Ainda que as teorias citadas consigam explicar alguns fenômenos ligados a moda, não podemos deixar de lado o quanto a moda é meio de expressão individual e ainda é um meio para a formação de uma identidade. Lars Svendsen nos lembra de que a identidade do homem moderno não é estática ou mesmo definida por uma força superior (ou Deus) como em eras passadas, a identidade do homem hoje é fruto da autorrealização, isto é, a criação de si mesmo. Logo a busca pela autorrealização se torna a marca mais importante do individualismo e ao mesmo tempo representa um perigo quando não se questiona que “tipo de eu” deve ser realizado.

A moda acaba se tornando um dos meios para essa criação, contudo devido a sua natureza volúvel ela não é capaz de prover algo tão essencial e supostamente duradouro para a formação de uma identidade. Então, segundo o autor, o fiel seguidor da moda seria alguém com a capacidade de desejar sempre se tornar alguém diferente/melhor/renovado, mas que nunca se sentirá satisfeito pois não possuiria sequer a concepção de que tipo pessoa gostaria de ser.

Cena do filme o Diabo Veste Prada em que a personagem da Meryl Streep fala sobre a influência da moda

Apesar desse perigo, também não devemos nos constituir a partir de uma oposição à moda: usar roupas antiquadas e consumir coisas distintas de todo mundo, apenas reforça o seu poder simplesmente pela tentativa de negá-la.

Devido a impossibilidade de fugirmos da moda, fica nítida necessidade de estudá-la e compreendê-la. Somente assim seria possível criarmos uma relativa independência de sua influência e simultaneamente usar a moda a nosso favor.
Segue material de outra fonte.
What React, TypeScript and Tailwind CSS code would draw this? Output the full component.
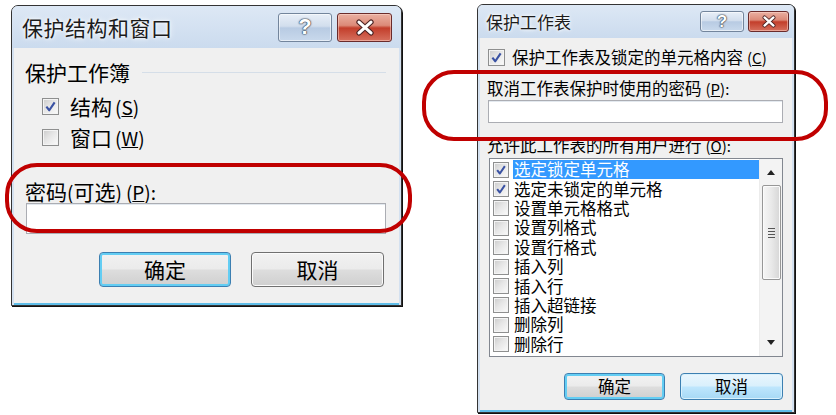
import React from "react";

const font = "font-['Noto_Sans_CJK_SC','Microsoft_YaHei',sans-serif]";

function CheckBox({ checked, className }: { checked?: boolean; className: string }) {
  return (
    <span
      className={`${className} shrink-0 flex items-center justify-center border border-[#8e8f8f] bg-[linear-gradient(135deg,#cbcbcb_0%,#e6e6e6_45%,#fbfbfb_100%)] shadow-[inset_0_0_0_1px_#f4f4f4]`}
    >
      {checked && (
        <svg viewBox="0 0 16 16" className="w-full h-full">
          <path d="M3.6 8.2 L6.7 12 L12.4 3.6" fill="none" stroke="#3a52a3" strokeWidth="2.3" strokeLinejoin="round" />
        </svg>
      )}
    </span>
  );
}

function TitleButtons({ big }: { big?: boolean }) {
  return (
    <div className={`flex ${big ? "gap-[5px]" : "gap-[4px]"}`}>
      <div
        className={`${big ? "w-[54px] h-[29px] text-[22px]" : "w-[44px] h-[21px] text-[17px]"} rounded-[3px] border border-[#73859c] bg-[linear-gradient(#e8eff8_0%,#d2deed_45%,#b8cbe3_52%,#c9d9ec_100%)] shadow-[inset_0_0_0_1px_rgba(255,255,255,0.55)] flex items-center justify-center`}
      >
        <span className="font-['Liberation_Sans',sans-serif] font-bold leading-none text-white [text-shadow:0_0_1px_#2d3a4a,0_0_1px_#2d3a4a,0_0_2px_#2d3a4a]">
          ?
        </span>
      </div>
      <div
        className={`${big ? "w-[55px] h-[29px]" : "w-[41px] h-[21px]"} rounded-[3px] border border-[#6a2b2b] bg-[linear-gradient(#eab0a2_0%,#dc8a78_42%,#c33e2b_52%,#d6705e_100%)] shadow-[inset_0_0_0_1px_rgba(255,220,210,0.5)] flex items-center justify-center`}
      >
        <svg viewBox="0 0 20 14" className={big ? "w-[24px] h-[17px]" : "w-[18px] h-[13px]"}>
          <path d="M5 2.5 L15 11.5 M15 2.5 L5 11.5" stroke="#4a2222" strokeWidth="4.4" strokeLinecap="round" />
          <path d="M5 2.5 L15 11.5 M15 2.5 L5 11.5" stroke="#ffffff" strokeWidth="2.6" strokeLinecap="round" />
        </svg>
      </div>
    </div>
  );
}

function Btn({ children, kind, className }: { children: React.ReactNode; kind: "default" | "normal" | "hover"; className: string }) {
  const look =
    kind === "default"
      ? "border-[#3c7fb1] shadow-[inset_0_0_0_2px_#63cdf3] bg-[linear-gradient(#f2f2f2_0%,#ebebeb_48%,#dddddd_52%,#cfcfcf_100%)]"
      : kind === "hover"
      ? "border-[#3c7fb1] shadow-[inset_0_0_0_1px_#d8f1fd] bg-[linear-gradient(#eaf6fd_0%,#d9f0fc_48%,#bee6fd_52%,#a7d9f5_100%)]"
      : "border-[#707070] shadow-[inset_0_0_0_1px_#fbfbfb] bg-[linear-gradient(#f2f2f2_0%,#ebebeb_48%,#dddddd_52%,#cfcfcf_100%)]";
  return (
    <div className={`${className} ${look} border rounded-[4px] flex items-center justify-center text-black`}>
      {children}
    </div>
  );
}

function ProtectWorkbook() {
  return (
    <div className={`w-[391px] h-[301px] mt-[1px] rounded-t-[7px] border border-[#343434] bg-[#d4e1f0] shadow-[1px_1px_0_#111] flex flex-col ${font}`}>
      <div className="h-[42px] shrink-0 rounded-t-[6px] bg-[linear-gradient(#dde8f5,#cbdbee)] flex items-center justify-between pl-[10px] pr-[9px]">
        <span className="text-[21px] leading-none text-[#1b1b1b] tracking-[0.5px] [text-shadow:0_0_6px_#fff,0_0_3px_#fff]">保护结构和窗口</span>
        <TitleButtons big />
      </div>
      <div className="flex-1 mx-[2px] mb-0 bg-[#f0f0f0] border-b-2 border-[#5fbde8] flex flex-col text-[21px] text-black">
        <div className="mt-[10px] pl-[11px] pr-[13px] h-[28px] flex items-center">
          <span className="leading-[28px]">保护工作簿</span>
          <div className="flex-1 h-px bg-[#d5dee8] ml-[12px]" />
        </div>
        <div className="mt-[6px] flex flex-col gap-[3px] pl-[28px]">
          <div className="h-[28px] flex items-center gap-[11px]">
            <CheckBox checked className="w-[17px] h-[17px]" />
            <span className="leading-[28px]">
              结构<span className="ml-[3px] text-[19px]">(<u>S</u>)</span>
            </span>
          </div>
          <div className="h-[28px] flex items-center gap-[11px]">
            <CheckBox className="w-[17px] h-[17px]" />
            <span className="leading-[28px]">
              窗口<span className="ml-[3px] text-[19px]">(<u>W</u>)</span>
            </span>
          </div>
        </div>
        <div className="mt-[29px] pl-[11px] h-[22px] leading-[22px]">
          密码<span className="text-[19px]">(</span>可选<span className="text-[19px]">)</span>
          <span className="ml-[4px] text-[19px]">(<u>P</u>):</span>
        </div>
        <div className="mt-[1px] ml-[12px] w-[360px] h-[31px] bg-white border border-[#abadb3] shadow-[inset_0_1px_0_#e3e9ef]" />
        <div className="mt-[18px] flex justify-end gap-[20px] pr-[15px]">
          <Btn kind="default" className="w-[132px] h-[35px]">确定</Btn>
          <Btn kind="normal" className="w-[133px] h-[35px]">取消</Btn>
        </div>
      </div>
    </div>
  );
}

const items = ["选定锁定单元格", "选定未锁定的单元格", "设置单元格格式", "设置列格式", "设置行格式", "插入列", "插入行", "插入超链接", "删除列", "删除行"];

function ProtectSheet() {
  return (
    <div className={`w-[318px] h-[409px] rounded-t-[6px] border border-[#343434] bg-[#d4e1f0] shadow-[1px_1px_0_#111] flex flex-col ${font}`}>
      <div className="h-[33px] shrink-0 rounded-t-[5px] bg-[linear-gradient(#dde8f5,#cbdbee)] flex items-center justify-between pl-[8px] pr-[5px]">
        <span className="text-[17px] leading-none text-[#1b1b1b] [text-shadow:0_0_5px_#fff,0_0_3px_#fff]">保护工作表</span>
        <TitleButtons />
      </div>
      <div className="flex-1 mx-[2px] bg-[#f0f0f0] border-b-2 border-[#5fbde8] flex flex-col text-[16.5px] text-black">
        <div className="mt-[8px] pl-[8px] h-[22px] flex items-center gap-[7px]">
          <CheckBox checked className="w-[17px] h-[17px]" />
          <span className="leading-[22px] whitespace-nowrap">
            保护工作表及锁定的单元格内容<span className="ml-[4px] text-[15px]">(<u>C</u>)</span>
          </span>
        </div>
        <div className="mt-[9px] pl-[7px] h-[22px] leading-[22px] whitespace-nowrap">
          取消工作表保护时使用的密码<span className="ml-[4px] text-[15px]">(<u>P</u>):</span>
        </div>
        <div className="mt-[1px] ml-[8px] w-[295px] h-[23px] bg-white border border-[#abadb3] shadow-[inset_0_1px_0_#e3e9ef]" />
        <div className="mt-[11px] pl-[7px] h-[22px] leading-[22px] whitespace-nowrap">
          允许此工作表的所有用户进行<span className="ml-[4px] text-[15px]">(<u>O</u>):</span>
        </div>
        <div className="mt-[2px] ml-[9px] w-[294px] h-[199px] border border-[#828790] bg-white flex">
          <div className="flex-1 pt-[1px] flex flex-col">
            {items.map((it, i) => (
              <div key={it} className="h-[19.4px] flex items-center pl-[3px]">
                <CheckBox checked={i < 2} className="w-[16px] h-[16px]" />
                <span
                  className={`ml-[4px] flex-1 h-[19px] leading-[19px] pl-[1px] whitespace-nowrap ${i === 0 ? "bg-[#3399ff] text-white" : ""}`}
                >
                  {it}
                </span>
              </div>
            ))}
          </div>
          <div className="w-[23px] bg-[#f3f3f3] border-l border-[#ececec] flex flex-col items-center">
            <div className="h-[26px] w-full flex items-center justify-center">
              <svg viewBox="0 0 8 5" className="w-[8px] h-[5px]">
                <path d="M0 5 L4 0 L8 5 Z" fill="#222" />
              </svg>
            </div>
            <div className="w-[19px] h-[95px] rounded-[2px] border border-[#979797] bg-[linear-gradient(90deg,#f6f6f6_0%,#e9e9e9_50%,#d6d6d6_100%)] shadow-[inset_0_0_0_1px_#fbfbfb] flex flex-col items-center justify-center gap-[2px]">
              <div className="w-[7px] h-px bg-[#555]" />
              <div className="w-[7px] h-px bg-[#555]" />
              <div className="w-[7px] h-px bg-[#555]" />
              <div className="w-[7px] h-px bg-[#555]" />
            </div>
            <div className="flex-1" />
            <div className="h-[27px] w-full flex items-center justify-center">
              <svg viewBox="0 0 8 5" className="w-[8px] h-[5px]">
                <path d="M0 0 L8 0 L4 5 Z" fill="#222" />
              </svg>
            </div>
          </div>
        </div>
        <div className="mt-[16px] flex justify-end gap-[15px] pr-[9px]">
          <Btn kind="default" className="w-[101px] h-[27px]">确定</Btn>
          <Btn kind="hover" className="w-[103px] h-[27px]">取消</Btn>
        </div>
      </div>
    </div>
  );
}

export default function App() {
  return (
    <div className="relative w-[836px] h-[415px] bg-white flex items-start pl-[11px] pt-[4px] gap-[75px] overflow-hidden">
      <ProtectWorkbook />
      <ProtectSheet />
      {/* red highlight rings */}
      <div className="absolute left-[5px] top-[163px] w-[407px] h-[70px] rounded-[32px] border-[4px] border-[#c00000]" />
      <div className="absolute left-[422px] top-[70px] w-[406px] h-[71px] rounded-[32px] border-[4px] border-[#c00000]" />
    </div>
  );
}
A leitura de Moda: uma filosofia é um excelente começo para quem deseja conquistar essa autonomia. Embora os exemplos abordados no livro sejam em geral dentro do mundo do vestuário, onde as mudanças são mais visíveis, se engana quem acredita que o tema é relevante apenas para os interessados em roupas e acessórios. Afinal, a moda permeia todas as áreas do engenho humano — nem mesmo as ciências escapam de sua força.